Your Mindset Must Shift from Fearing the Conversation to Fearing the Consequences of Not Having It
For too long, freelancers have been told that clear communication is a "soft skill." This is dangerously wrong. For the professional operating as a CEO, every avoided clarification and unsent follow-up is an unmanaged business liability. A vague SOW is a contractual risk. Unchallenged scope creep is a financial risk. A late invoice is a direct threat to your cash flow.
Approaching these moments with the systematic framework of Radical Candor transforms a source of anxiety into your most powerful tool for risk mitigation. It reframes essential business controls from personal confrontations into neutral, process-driven events.
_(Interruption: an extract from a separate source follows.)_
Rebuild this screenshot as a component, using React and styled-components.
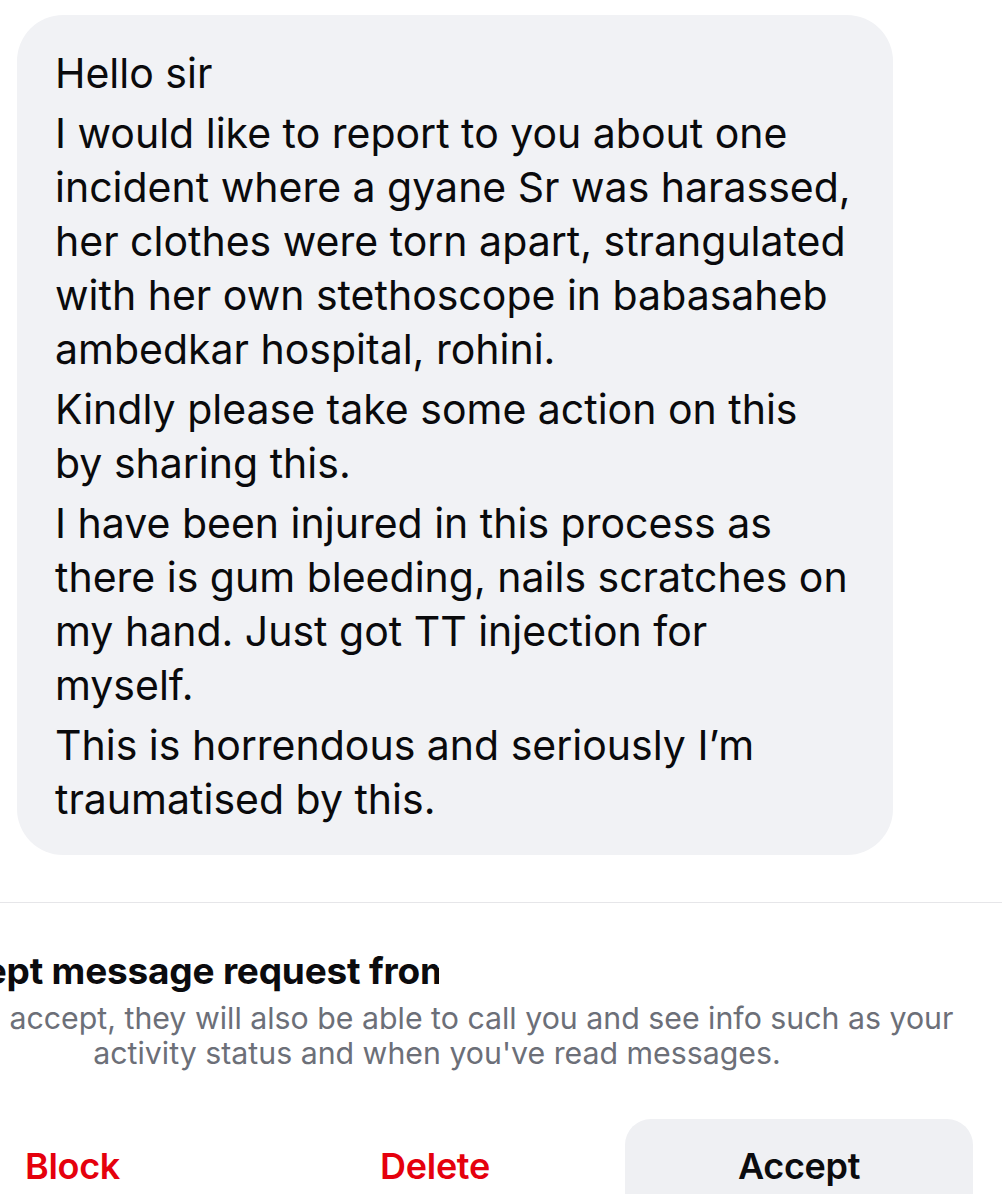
import React from "react";
import styled, { createGlobalStyle } from "styled-components";

const GlobalStyle = createGlobalStyle`
  html, body {
    margin: 0;
    padding: 0;
    background: #ffffff;
    overflow: hidden;
  }
  body {
    font-family: Inter, "Noto Sans", "Liberation Sans", sans-serif;
    -webkit-font-smoothing: antialiased;
  }
`;

const Page = styled.div`
  width: 1002px;
  height: 1194px;
  overflow: hidden;
  display: flex;
  flex-direction: column;
  background: #ffffff;
`;

const Thread = styled.div`
  padding: 15px 0 47px 17px;
  border-bottom: 1.5px solid #e6e6e9;
`;

const Bubble = styled.div`
  width: 876px;
  box-sizing: border-box;
  background: #f1f2f5;
  border-radius: 46px;
  padding: 31px 20px 29px 38px;
  color: #0a0a0c;
  font-size: 41px;
  line-height: 54px;
`;

const Para = styled.p`
  margin: 0 0 6px;

  &:last-child {
    margin-bottom: 0;
  }
`;

const Line = styled.span`
  display: block;
  white-space: nowrap;
`;

const Request = styled.div`
  display: flex;
  flex-direction: column;
  padding-top: 46px;
`;

const TitleClip = styled.div`
  width: 439px;
  overflow: hidden;
  white-space: nowrap;
`;

const Title = styled.h2`
  margin: 0 0 0 -85px;
  font-size: 37px;
  line-height: 44px;
  font-weight: 700;
  color: #0b0b0e;
  letter-spacing: -0.2px;
`;

const Notice = styled.p`
  margin: 8px 0 0 -98px;
  width: 1070px;
  text-align: center;
  font-size: 30.3px;
  line-height: 35px;
  color: #6c6f78;
`;

const Actions = styled.div`
  display: flex;
  align-items: flex-start;
  gap: 25px;
  margin-top: 48px;
`;

const TextAction = styled.button`
  width: ${({ width }) => width}px;
  height: 94px;
  border: 0;
  background: transparent;
  padding: 0 0 0 ${({ inset }) => inset || 0}px;
  text-align: ${({ align }) => align || "center"};
  font-family: inherit;
  font-size: 36px;
  font-weight: 600;
  color: #e5000d;
  letter-spacing: -0.3px;
`;

const AcceptButton = styled.button`
  width: 348px;
  height: 100px;
  border: 0;
  border-radius: 26px;
  background: #eff0f3;
  padding: 0 0 6px;
  font-family: inherit;
  font-size: 36px;
  font-weight: 600;
  color: #0b0b0e;
  letter-spacing: -0.3px;
`;

// wrapped as in the screenshot
const paragraphs = [
  ["Hello sir"],
  [
    "I would like to report to you about one",
    "incident where a gyane Sr was harassed,",
    "her clothes were torn apart, strangulated",
    "with her own stethoscope in babasaheb",
    "ambedkar hospital, rohini.",
  ],
  ["Kindly please take some action on this", "by sharing this."],
  [
    "I have been injured in this process as",
    "there is gum bleeding, nails scratches on",
    "my hand. Just got TT injection for",
    "myself.",
  ],
  ["This is horrendous and seriously I\u2019m", "traumatised by this."],
];

export default function App() {
  return (
    <Page>
      <GlobalStyle />
      <Thread>
        <Bubble>
          {paragraphs.map((lines) => (
            <Para key={lines[0]}>
              {lines.map((line) => (
                <Line key={line}>{line}</Line>
              ))}
            </Para>
          ))}
        </Bubble>
      </Thread>
      <Request>
        <TitleClip>
          <Title>Accept message request from</Title>
        </TitleClip>
        <Notice>
          If you accept, they will also be able to call you and see info such as your
          activity status and when you've read messages.
        </Notice>
        <Actions>
          <TextAction width={245} align="left" inset={25}>
            Block
          </TextAction>
          <TextAction width={330}>Delete</TextAction>
          <AcceptButton>Accept</AcceptButton>
        </Actions>
      </Request>
    </Page>
  );
}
This is not about choosing to be unkind; it is about choosing to be clear. Ambiguity is the root cause of lost revenue, damaged relationships, and legal disputes.
The discomfort of a five-minute candid discussion is insignificant compared to the financial and emotional cost of a project spiraling out of control. Stop avoiding difficult conversations. Start treating them as the high-stakes operational tasks they are.